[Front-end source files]
···

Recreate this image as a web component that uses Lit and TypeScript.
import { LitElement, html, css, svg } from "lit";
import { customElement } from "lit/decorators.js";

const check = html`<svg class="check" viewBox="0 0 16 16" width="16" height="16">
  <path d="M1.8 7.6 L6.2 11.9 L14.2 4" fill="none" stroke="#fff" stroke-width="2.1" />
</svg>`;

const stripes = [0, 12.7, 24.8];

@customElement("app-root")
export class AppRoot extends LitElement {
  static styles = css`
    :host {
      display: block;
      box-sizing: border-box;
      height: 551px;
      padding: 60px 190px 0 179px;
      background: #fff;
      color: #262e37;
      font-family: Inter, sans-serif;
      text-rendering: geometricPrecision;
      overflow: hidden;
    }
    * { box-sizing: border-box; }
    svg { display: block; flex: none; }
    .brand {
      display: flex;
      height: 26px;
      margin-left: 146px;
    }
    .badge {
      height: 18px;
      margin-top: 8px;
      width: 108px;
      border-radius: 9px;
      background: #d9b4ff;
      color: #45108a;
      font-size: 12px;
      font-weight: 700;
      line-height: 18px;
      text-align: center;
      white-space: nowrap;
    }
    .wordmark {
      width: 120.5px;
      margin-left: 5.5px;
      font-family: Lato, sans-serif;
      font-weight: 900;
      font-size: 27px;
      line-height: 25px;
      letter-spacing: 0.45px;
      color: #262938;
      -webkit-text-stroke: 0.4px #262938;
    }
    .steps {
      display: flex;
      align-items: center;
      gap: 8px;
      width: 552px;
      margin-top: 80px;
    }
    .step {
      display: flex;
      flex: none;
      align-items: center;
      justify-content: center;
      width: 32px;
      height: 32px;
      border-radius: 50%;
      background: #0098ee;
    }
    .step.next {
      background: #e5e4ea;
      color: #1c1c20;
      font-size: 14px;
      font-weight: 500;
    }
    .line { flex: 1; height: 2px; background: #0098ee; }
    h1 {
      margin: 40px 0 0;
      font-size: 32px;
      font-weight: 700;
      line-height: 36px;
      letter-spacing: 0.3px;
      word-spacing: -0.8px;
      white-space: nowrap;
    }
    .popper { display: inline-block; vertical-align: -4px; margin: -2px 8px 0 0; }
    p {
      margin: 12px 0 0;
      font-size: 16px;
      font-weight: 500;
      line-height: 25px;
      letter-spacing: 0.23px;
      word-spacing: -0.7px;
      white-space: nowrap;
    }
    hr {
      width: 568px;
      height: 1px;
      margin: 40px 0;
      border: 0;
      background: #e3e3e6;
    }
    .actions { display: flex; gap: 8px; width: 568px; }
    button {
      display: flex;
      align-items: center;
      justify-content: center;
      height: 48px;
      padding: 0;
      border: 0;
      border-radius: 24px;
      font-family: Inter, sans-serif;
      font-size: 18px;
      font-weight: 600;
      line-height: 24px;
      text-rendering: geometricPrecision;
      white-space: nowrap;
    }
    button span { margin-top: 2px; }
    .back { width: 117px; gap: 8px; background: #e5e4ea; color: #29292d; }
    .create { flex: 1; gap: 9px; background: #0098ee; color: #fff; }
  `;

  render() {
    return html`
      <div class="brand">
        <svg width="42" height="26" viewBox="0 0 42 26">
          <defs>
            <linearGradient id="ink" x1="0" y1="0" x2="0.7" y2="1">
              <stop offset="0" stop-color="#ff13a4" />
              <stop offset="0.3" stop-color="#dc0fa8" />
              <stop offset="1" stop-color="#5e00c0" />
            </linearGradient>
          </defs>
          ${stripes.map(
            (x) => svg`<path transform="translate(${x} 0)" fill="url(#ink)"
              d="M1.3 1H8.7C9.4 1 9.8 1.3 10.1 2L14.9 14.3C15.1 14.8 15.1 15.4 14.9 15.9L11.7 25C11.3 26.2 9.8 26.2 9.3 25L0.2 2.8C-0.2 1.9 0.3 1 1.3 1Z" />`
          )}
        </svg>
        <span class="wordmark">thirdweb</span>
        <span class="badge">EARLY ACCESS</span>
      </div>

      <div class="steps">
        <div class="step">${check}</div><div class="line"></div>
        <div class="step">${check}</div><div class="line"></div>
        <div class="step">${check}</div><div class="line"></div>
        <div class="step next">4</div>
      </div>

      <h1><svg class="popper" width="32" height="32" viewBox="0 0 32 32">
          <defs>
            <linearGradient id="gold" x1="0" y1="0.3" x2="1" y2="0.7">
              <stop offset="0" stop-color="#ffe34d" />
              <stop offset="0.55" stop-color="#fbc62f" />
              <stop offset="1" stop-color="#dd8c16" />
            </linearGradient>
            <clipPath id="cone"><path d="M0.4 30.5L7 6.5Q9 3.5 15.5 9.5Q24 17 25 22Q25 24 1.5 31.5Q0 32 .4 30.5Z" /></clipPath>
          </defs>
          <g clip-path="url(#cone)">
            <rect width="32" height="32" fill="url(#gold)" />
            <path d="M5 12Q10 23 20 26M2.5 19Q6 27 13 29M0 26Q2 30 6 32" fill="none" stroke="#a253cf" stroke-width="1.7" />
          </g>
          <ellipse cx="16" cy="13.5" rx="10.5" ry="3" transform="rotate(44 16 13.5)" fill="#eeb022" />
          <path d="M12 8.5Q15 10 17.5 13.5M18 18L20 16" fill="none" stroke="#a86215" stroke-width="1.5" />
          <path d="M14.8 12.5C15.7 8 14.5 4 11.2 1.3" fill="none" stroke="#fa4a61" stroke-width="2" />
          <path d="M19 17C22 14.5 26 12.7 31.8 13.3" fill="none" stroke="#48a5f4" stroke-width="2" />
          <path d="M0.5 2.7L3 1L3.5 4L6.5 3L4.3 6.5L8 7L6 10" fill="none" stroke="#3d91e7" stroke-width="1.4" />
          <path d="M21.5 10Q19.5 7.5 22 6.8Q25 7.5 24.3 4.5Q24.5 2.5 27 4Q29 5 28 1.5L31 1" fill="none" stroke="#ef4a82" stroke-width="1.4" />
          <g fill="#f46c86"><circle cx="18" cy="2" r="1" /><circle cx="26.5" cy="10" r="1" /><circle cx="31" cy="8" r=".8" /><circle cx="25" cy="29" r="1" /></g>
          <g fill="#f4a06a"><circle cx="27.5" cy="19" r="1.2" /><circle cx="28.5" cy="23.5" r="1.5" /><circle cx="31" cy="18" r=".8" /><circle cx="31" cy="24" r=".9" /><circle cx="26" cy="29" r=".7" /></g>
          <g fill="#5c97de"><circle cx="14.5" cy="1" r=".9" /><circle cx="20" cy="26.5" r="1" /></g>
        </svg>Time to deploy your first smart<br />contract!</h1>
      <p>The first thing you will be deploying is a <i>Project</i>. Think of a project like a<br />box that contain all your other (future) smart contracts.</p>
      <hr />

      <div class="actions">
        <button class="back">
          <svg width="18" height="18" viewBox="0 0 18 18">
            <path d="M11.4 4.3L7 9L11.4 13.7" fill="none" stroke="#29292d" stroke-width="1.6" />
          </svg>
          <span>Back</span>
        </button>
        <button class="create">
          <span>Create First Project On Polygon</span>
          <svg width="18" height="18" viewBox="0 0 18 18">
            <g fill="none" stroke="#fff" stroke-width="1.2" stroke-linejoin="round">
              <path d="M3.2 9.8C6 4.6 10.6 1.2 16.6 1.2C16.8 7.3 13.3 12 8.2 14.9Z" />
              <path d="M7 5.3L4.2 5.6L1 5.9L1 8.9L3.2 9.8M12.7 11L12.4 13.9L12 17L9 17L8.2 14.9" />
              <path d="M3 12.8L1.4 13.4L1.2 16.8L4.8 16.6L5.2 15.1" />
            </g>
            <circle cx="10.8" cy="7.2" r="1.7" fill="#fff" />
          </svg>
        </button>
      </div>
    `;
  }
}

···

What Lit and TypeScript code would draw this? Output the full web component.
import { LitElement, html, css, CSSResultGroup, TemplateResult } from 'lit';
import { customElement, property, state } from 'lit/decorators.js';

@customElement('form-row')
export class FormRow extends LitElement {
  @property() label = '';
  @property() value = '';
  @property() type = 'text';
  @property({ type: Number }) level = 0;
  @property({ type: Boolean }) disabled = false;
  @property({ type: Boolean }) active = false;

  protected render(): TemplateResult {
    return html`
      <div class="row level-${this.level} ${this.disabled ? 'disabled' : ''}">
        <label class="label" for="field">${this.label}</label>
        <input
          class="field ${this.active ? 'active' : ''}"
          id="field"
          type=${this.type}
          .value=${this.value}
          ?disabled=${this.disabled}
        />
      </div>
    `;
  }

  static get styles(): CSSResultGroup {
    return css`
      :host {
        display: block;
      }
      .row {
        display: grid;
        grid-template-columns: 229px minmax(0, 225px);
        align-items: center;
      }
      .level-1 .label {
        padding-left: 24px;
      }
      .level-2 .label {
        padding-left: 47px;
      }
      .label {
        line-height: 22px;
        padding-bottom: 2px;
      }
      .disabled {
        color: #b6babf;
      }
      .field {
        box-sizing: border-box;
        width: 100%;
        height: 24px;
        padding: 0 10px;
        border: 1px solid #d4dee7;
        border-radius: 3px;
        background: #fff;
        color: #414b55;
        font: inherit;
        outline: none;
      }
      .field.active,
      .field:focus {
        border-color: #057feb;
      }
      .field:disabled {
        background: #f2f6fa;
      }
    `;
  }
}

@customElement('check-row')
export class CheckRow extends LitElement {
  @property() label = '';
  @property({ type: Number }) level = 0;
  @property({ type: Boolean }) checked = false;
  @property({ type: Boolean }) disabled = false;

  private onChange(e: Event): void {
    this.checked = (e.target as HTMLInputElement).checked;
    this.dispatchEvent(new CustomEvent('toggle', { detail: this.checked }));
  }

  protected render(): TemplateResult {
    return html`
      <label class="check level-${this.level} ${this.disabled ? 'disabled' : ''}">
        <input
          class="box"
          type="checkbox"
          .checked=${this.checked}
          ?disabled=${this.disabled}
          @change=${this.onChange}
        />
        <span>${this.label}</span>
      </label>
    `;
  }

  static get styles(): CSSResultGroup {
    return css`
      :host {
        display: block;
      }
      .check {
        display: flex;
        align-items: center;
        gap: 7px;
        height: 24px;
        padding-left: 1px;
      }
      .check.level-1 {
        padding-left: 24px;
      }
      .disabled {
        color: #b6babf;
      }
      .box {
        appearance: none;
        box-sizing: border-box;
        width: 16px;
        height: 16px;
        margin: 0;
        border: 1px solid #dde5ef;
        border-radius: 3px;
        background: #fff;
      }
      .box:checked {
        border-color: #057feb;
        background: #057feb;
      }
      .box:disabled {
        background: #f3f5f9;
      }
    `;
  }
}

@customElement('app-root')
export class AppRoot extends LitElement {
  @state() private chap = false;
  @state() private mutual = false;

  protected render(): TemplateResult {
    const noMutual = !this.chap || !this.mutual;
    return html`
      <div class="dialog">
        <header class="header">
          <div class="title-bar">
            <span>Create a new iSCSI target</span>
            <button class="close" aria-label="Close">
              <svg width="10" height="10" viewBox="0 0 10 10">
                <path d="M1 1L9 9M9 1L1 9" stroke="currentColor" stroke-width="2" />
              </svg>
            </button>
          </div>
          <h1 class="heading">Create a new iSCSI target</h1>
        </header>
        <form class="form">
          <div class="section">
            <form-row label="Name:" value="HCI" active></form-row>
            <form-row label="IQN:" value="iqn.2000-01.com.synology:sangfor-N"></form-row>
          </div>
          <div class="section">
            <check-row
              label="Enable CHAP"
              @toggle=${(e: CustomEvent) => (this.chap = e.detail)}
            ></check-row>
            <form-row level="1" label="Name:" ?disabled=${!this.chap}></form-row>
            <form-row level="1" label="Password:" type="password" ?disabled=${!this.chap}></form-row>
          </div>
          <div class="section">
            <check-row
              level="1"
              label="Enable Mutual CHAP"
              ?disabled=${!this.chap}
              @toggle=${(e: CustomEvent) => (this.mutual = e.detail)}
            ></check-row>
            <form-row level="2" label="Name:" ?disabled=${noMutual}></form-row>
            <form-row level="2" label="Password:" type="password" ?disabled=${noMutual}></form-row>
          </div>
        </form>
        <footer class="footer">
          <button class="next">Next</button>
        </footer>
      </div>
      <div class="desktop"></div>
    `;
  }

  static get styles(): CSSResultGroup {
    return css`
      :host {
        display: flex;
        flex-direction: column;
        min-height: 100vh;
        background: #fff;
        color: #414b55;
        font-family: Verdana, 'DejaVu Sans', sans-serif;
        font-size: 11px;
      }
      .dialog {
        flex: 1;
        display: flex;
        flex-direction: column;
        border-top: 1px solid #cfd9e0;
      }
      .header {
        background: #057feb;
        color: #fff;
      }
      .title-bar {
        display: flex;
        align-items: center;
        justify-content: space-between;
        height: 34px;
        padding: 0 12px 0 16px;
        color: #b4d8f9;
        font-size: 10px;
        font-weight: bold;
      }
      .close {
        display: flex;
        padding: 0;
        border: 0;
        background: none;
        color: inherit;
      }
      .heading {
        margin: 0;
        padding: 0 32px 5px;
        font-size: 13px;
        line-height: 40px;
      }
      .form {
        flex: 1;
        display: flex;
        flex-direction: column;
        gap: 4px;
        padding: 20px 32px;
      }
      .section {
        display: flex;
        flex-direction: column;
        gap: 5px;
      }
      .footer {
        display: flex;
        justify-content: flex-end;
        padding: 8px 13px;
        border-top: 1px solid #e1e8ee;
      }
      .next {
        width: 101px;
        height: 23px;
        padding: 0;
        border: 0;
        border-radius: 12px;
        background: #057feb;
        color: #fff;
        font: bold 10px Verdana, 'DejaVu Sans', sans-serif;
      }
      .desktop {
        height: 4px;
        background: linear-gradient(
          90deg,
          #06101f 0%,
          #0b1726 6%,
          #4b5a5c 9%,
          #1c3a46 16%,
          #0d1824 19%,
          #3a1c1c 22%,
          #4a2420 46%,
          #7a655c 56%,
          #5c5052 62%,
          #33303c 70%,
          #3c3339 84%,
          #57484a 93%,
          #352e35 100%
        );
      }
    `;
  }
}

···

## Instruction
Extract all lines from the data in which "TypeScript" is found.

## Written answer
Recreate this image as a web component that uses Lit and TypeScript.
What Lit and TypeScript code would draw this? Output the full web component.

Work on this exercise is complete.